What you are asked to do:
Write out the full listing exactly as given, minus the images.

## START Data provided

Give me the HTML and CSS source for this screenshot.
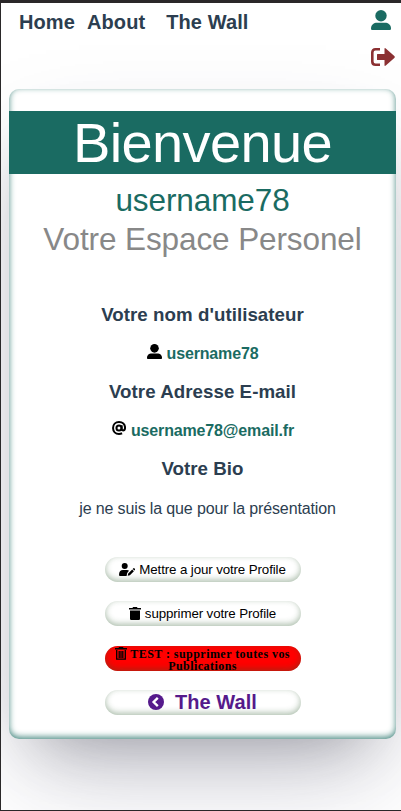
FILE: index.html
```html
<!DOCTYPE html>
<html lang="fr">
<head>
<meta charset="utf-8">
<title>Profil</title>
<link rel="stylesheet" href="styles.css">
</head>
<body>
<header class="topbar">
  <nav class="links"><a class="home">Home</a><a class="about">About</a><a>The Wall</a></nav>
  <div class="actions">
    <svg class="i-user" viewBox="0 0 20 20"><circle cx="10" cy="5.800" r="5.700"/><path d="M0 18.500C0 14.500 3 12.700 6 12.700h8c3 0 6 1.800 6 5.800 0 1-.6 1.500-1.500 1.500h-17C.6 20 0 19.500 0 18.500z"/></svg>
    <svg class="i-out" viewBox="0 0 24 18"><path class="line" d="M9 1.300H4.500Q1.300 1.300 1.300 4.500v9q0 3.200 3.200 3.200H9" stroke-width="2.600"/><path d="M6.500 6h7V1q0-1.500 1.300-.5l8.500 7.500q1 1 0 2l-8.500 7.500q-1.300 1-1.300-.5v-5h-7q-.5 0-.5-.5v-5q0-.5.500-.5z"/></svg>
  </div>
</header>
<main class="card">
  <h1>Bienvenue</h1>
  <p class="name">username78</p>
  <p class="space">Votre Espace Personel</p>
  <section class="infos">
    <h3>Votre nom d'utilisateur</h3>
    <p class="value user"><svg class="i-small" viewBox="0 0 20 20"><circle cx="10" cy="5.800" r="5.700"/><path d="M0 18.500C0 14.500 3 12.700 6 12.700h8c3 0 6 1.800 6 5.800 0 1-.6 1.500-1.500 1.500h-17C.6 20 0 19.500 0 18.500z"/></svg><span>username78</span></p>
    <h3>Votre Adresse E-mail</h3>
    <p class="value"><svg class="i-at" viewBox="0 0 16 16"><circle class="line" cx="8" cy="8" r="2.900" stroke-width="2.300"/><path class="line" d="M11 4.800v4.400q0 1.700 1.600 1.700 2.300 0 2.300-3.200C14.900 3.600 12 1.200 8 1.200S1.200 4 1.200 8s2.800 6.800 6.800 6.800q2 0 3.500-.8" stroke-width="2.300"/></svg><span>username78@email.fr</span></p>
    <h3>Votre Bio</h3>
    <p class="bio">je ne suis la que pour la présentation</p>
  </section>
  <div class="buttons">
    <a class="btn"><svg class="i-edit" viewBox="0 0 16 13"><circle cx="5.700" cy="3" r="3"/><path d="M0 12q0-5 4-5h4q1.300 0 2 .7L8.200 10 7.600 13H1q-1 0-1-1zM8.700 12.700l.5-2.200 4-4 1.700 1.700-4 4zM13.700 6l.7-.7q.5-.4 1 0l.5.600q.4.500 0 1l-.6.700z"/></svg><span>Mettre a jour votre Profile</span></a>
    <a class="btn"><svg class="i-trash" viewBox="0 0 12 13"><path d="M0 1h3.500l.5-1h4l.5 1H12v1.600H0zM1 3.500h10v8.300q0 1.200-1.200 1.200H2.200Q1 13 1 11.800z"/></svg><span>supprimer votre Profile</span></a>
    <a class="btn danger"><svg class="i-trash" viewBox="0 0 12 13"><path d="M0 1h3.500l.5-1h4l.5 1H12v1.600H0z"/><path class="line" d="M1.700 3v9.200h8.600V3M4.200 4v7M6 4v7M7.800 4v7" stroke-width="1.300"/></svg> TEST : supprimer toutes vos Publications</a>
    <a class="btn wall"><svg class="i-back" viewBox="0 0 16 16"><circle cx="8" cy="8" r="8"/><path class="chevron" d="M9.800 3.800 5.600 8l4.200 4.200"/></svg><span>The Wall</span></a>
  </div>
</main>
</body>
</html>
```
FILE: styles.css
```css
* { box-sizing: border-box; }
html { background: #fff; }
body {
  margin: 0;
  height: 811px;
  overflow: hidden;
  border: solid #2a2829;
  border-width: 3px 0 1px 1px;
  font-family: "Liberation Sans", Arial, sans-serif;
  color: #2c3e50;
  background: #fff;
}
h1, h3, p { margin: 0; }
svg { display: block; fill: currentColor; }
.line { fill: none; stroke: currentColor; }
.chevron { fill: none; stroke: #fff; stroke-width: 2.400px; }
.topbar {
  height: 86px;
  padding: 7px 6px 0 18px;
  display: flex;
  justify-content: space-between;
}
.links { display: flex; font-size: 20px; font-weight: bold; line-height: 24px; letter-spacing: .1px; }
.home { margin-right: 12px; }
.about { margin-right: 21px; }
.actions { display: flex; flex-direction: column; gap: 18px; color: #1a6b62; }
.i-user { width: 20px; height: 20px; }
.i-out { width: 24px; height: 18px; color: #8b3032; }
.card {
  width: 387px;
  height: 650px;
  margin-left: 8px;
  padding-top: 22px;
  border-radius: 10px;
  text-align: center;
  box-shadow: rgba(50, 50, 93, .25) 0 50px 100px -20px, rgba(0, 0, 0, .3) 0 30px 60px -30px, rgba(26, 107, 98, .8) 0 -2px 6px 0 inset;
}
h1 { height: 63px; line-height: 63px; font-size: 56px; font-weight: normal; letter-spacing: -.65px; color: #fff; background: #1a6b62; }
.name, .space { font-size: 31.500px; line-height: 39px; letter-spacing: -.1px; }
.name { margin-top: 7px; color: #1a6b62; }
.space { color: #888; }
.infos { padding-top: 45px; }
h3 { font-size: 18.720px; line-height: 22px; letter-spacing: .05px; }
.value { display: flex; justify-content: center; gap: 5px; height: 55px; padding-top: 18px; font-weight: bold; font-size: 16px; line-height: 20px; letter-spacing: -.15px; color: #1a6b62; }
.value svg { color: #000; }
.i-small { width: 15px; height: 15px; }
.i-at { width: 14px; height: 14px; margin-left: 1px; }
.bio { margin-top: 19px; padding-left: 10px; font-size: 16px; line-height: 20px; letter-spacing: -.13px; }
.buttons { display: flex; flex-direction: column; align-items: center; gap: 19.300px; margin-top: 38px; }
.btn {
  display: flex;
  align-items: center;
  justify-content: center;
  gap: 4px;
  width: 196px;
  height: 25px;
  border-radius: 13px;
  color: #000;
  font-size: 13.333px;
  letter-spacing: -.12px;
  box-shadow: rgba(44, 91, 44, .4) 0 -2px 6px 0 inset;
}
.i-edit { width: 16px; height: 13px; }
.i-trash { width: 12px; height: 13px; }
.danger { display: block; background: red; font: bold 12px/12px "Liberation Serif", serif; letter-spacing: .45px; padding-top: 1px; }
.danger svg { display: inline-block; vertical-align: -2px; }
.wall { gap: 11px; color: #551a8b; font-size: 20px; font-weight: bold; letter-spacing: .05px; }
.i-back { width: 16px; height: 16px; }
```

## END Data provided

Exercise result:
Give me the HTML and CSS source for this screenshot.
FILE: index.html
```html
<!DOCTYPE html>
<html lang="fr">
<head>
<meta charset="utf-8">
<title>Profil</title>
<link rel="stylesheet" href="styles.css">
</head>
<body>
<header class="topbar">
  <nav class="links"><a class="home">Home</a><a class="about">About</a><a>The Wall</a></nav>
  <div class="actions">
    <svg class="i-user" viewBox="0 0 20 20"><circle cx="10" cy="5.800" r="5.700"/><path d="M0 18.500C0 14.500 3 12.700 6 12.700h8c3 0 6 1.800 6 5.800 0 1-.6 1.500-1.500 1.500h-17C.6 20 0 19.500 0 18.500z"/></svg>
    <svg class="i-out" viewBox="0 0 24 18"><path class="line" d="M9 1.300H4.500Q1.300 1.300 1.300 4.500v9q0 3.200 3.200 3.200H9" stroke-width="2.600"/><path d="M6.500 6h7V1q0-1.500 1.300-.5l8.500 7.500q1 1 0 2l-8.500 7.500q-1.300 1-1.300-.5v-5h-7q-.5 0-.5-.5v-5q0-.5.500-.5z"/></svg>
  </div>
</header>
<main class="card">
  <h1>Bienvenue</h1>
  <p class="name">username78</p>
  <p class="space">Votre Espace Personel</p>
  <section class="infos">
    <h3>Votre nom d'utilisateur</h3>
    <p class="value user"><svg class="i-small" viewBox="0 0 20 20"><circle cx="10" cy="5.800" r="5.700"/><path d="M0 18.500C0 14.500 3 12.700 6 12.700h8c3 0 6 1.800 6 5.800 0 1-.6 1.500-1.500 1.500h-17C.6 20 0 19.500 0 18.500z"/></svg><span>username78</span></p>
    <h3>Votre Adresse E-mail</h3>
    <p class="value"><svg class="i-at" viewBox="0 0 16 16"><circle class="line" cx="8" cy="8" r="2.900" stroke-width="2.300"/><path class="line" d="M11 4.800v4.400q0 1.700 1.600 1.700 2.300 0 2.300-3.200C14.900 3.600 12 1.200 8 1.200S1.200 4 1.200 8s2.800 6.800 6.800 6.800q2 0 3.500-.8" stroke-width="2.300"/></svg><span>username78@email.fr</span></p>
    <h3>Votre Bio</h3>
    <p class="bio">je ne suis la que pour la présentation</p>
  </section>
  <div class="buttons">
    <a class="btn"><svg class="i-edit" viewBox="0 0 16 13"><circle cx="5.700" cy="3" r="3"/><path d="M0 12q0-5 4-5h4q1.300 0 2 .7L8.200 10 7.600 13H1q-1 0-1-1zM8.700 12.700l.5-2.200 4-4 1.700 1.700-4 4zM13.700 6l.7-.7q.5-.4 1 0l.5.600q.4.500 0 1l-.6.700z"/></svg><span>Mettre a jour votre Profile</span></a>
    <a class="btn"><svg class="i-trash" viewBox="0 0 12 13"><path d="M0 1h3.500l.5-1h4l.5 1H12v1.600H0zM1 3.500h10v8.300q0 1.200-1.200 1.200H2.200Q1 13 1 11.800z"/></svg><span>supprimer votre Profile</span></a>
    <a class="btn danger"><svg class="i-trash" viewBox="0 0 12 13"><path d="M0 1h3.500l.5-1h4l.5 1H12v1.600H0z"/><path class="line" d="M1.700 3v9.200h8.600V3M4.200 4v7M6 4v7M7.800 4v7" stroke-width="1.300"/></svg> TEST : supprimer toutes vos Publications</a>
    <a class="btn wall"><svg class="i-back" viewBox="0 0 16 16"><circle cx="8" cy="8" r="8"/><path class="chevron" d="M9.800 3.800 5.600 8l4.200 4.200"/></svg><span>The Wall</span></a>
  </div>
</main>
</body>
</html>
```
FILE: styles.css
```css
* { box-sizing: border-box; }
html { background: #fff; }
body {
  margin: 0;
  height: 811px;
  overflow: hidden;
  border: solid #2a2829;
  border-width: 3px 0 1px 1px;
  font-family: "Liberation Sans", Arial, sans-serif;
  color: #2c3e50;
  background: #fff;
}
h1, h3, p { margin: 0; }
svg { display: block; fill: currentColor; }
.line { fill: none; stroke: currentColor; }
.chevron { fill: none; stroke: #fff; stroke-width: 2.400px; }
.topbar {
  height: 86px;
  padding: 7px 6px 0 18px;
  display: flex;
  justify-content: space-between;
}
.links { display: flex; font-size: 20px; font-weight: bold; line-height: 24px; letter-spacing: .1px; }
.home { margin-right: 12px; }
.about { margin-right: 21px; }
.actions { display: flex; flex-direction: column; gap: 18px; color: #1a6b62; }
.i-user { width: 20px; height: 20px; }
.i-out { width: 24px; height: 18px; color: #8b3032; }
.card {
  width: 387px;
  height: 650px;
  margin-left: 8px;
  padding-top: 22px;
  border-radius: 10px;
  text-align: center;
  box-shadow: rgba(50, 50, 93, .25) 0 50px 100px -20px, rgba(0, 0, 0, .3) 0 30px 60px -30px, rgba(26, 107, 98, .8) 0 -2px 6px 0 inset;
}
h1 { height: 63px; line-height: 63px; font-size: 56px; font-weight: normal; letter-spacing: -.65px; color: #fff; background: #1a6b62; }
.name, .space { font-size: 31.500px; line-height: 39px; letter-spacing: -.1px; }
.name { margin-top: 7px; color: #1a6b62; }
.space { color: #888; }
.infos { padding-top: 45px; }
h3 { font-size: 18.720px; line-height: 22px; letter-spacing: .05px; }
.value { display: flex; justify-content: center; gap: 5px; height: 55px; padding-top: 18px; font-weight: bold; font-size: 16px; line-height: 20px; letter-spacing: -.15px; color: #1a6b62; }
.value svg { color: #000; }
.i-small { width: 15px; height: 15px; }
.i-at { width: 14px; height: 14px; margin-left: 1px; }
.bio { margin-top: 19px; padding-left: 10px; font-size: 16px; line-height: 20px; letter-spacing: -.13px; }
.buttons { display: flex; flex-direction: column; align-items: center; gap: 19.300px; margin-top: 38px; }
.btn {
  display: flex;
  align-items: center;
  justify-content: center;
  gap: 4px;
  width: 196px;
  height: 25px;
  border-radius: 13px;
  color: #000;
  font-size: 13.333px;
  letter-spacing: -.12px;
  box-shadow: rgba(44, 91, 44, .4) 0 -2px 6px 0 inset;
}
.i-edit { width: 16px; height: 13px; }
.i-trash { width: 12px; height: 13px; }
.danger { display: block; background: red; font: bold 12px/12px "Liberation Serif", serif; letter-spacing: .45px; padding-top: 1px; }
.danger svg { display: inline-block; vertical-align: -2px; }
.wall { gap: 11px; color: #551a8b; font-size: 20px; font-weight: bold; letter-spacing: .05px; }
.i-back { width: 16px; height: 16px; }
```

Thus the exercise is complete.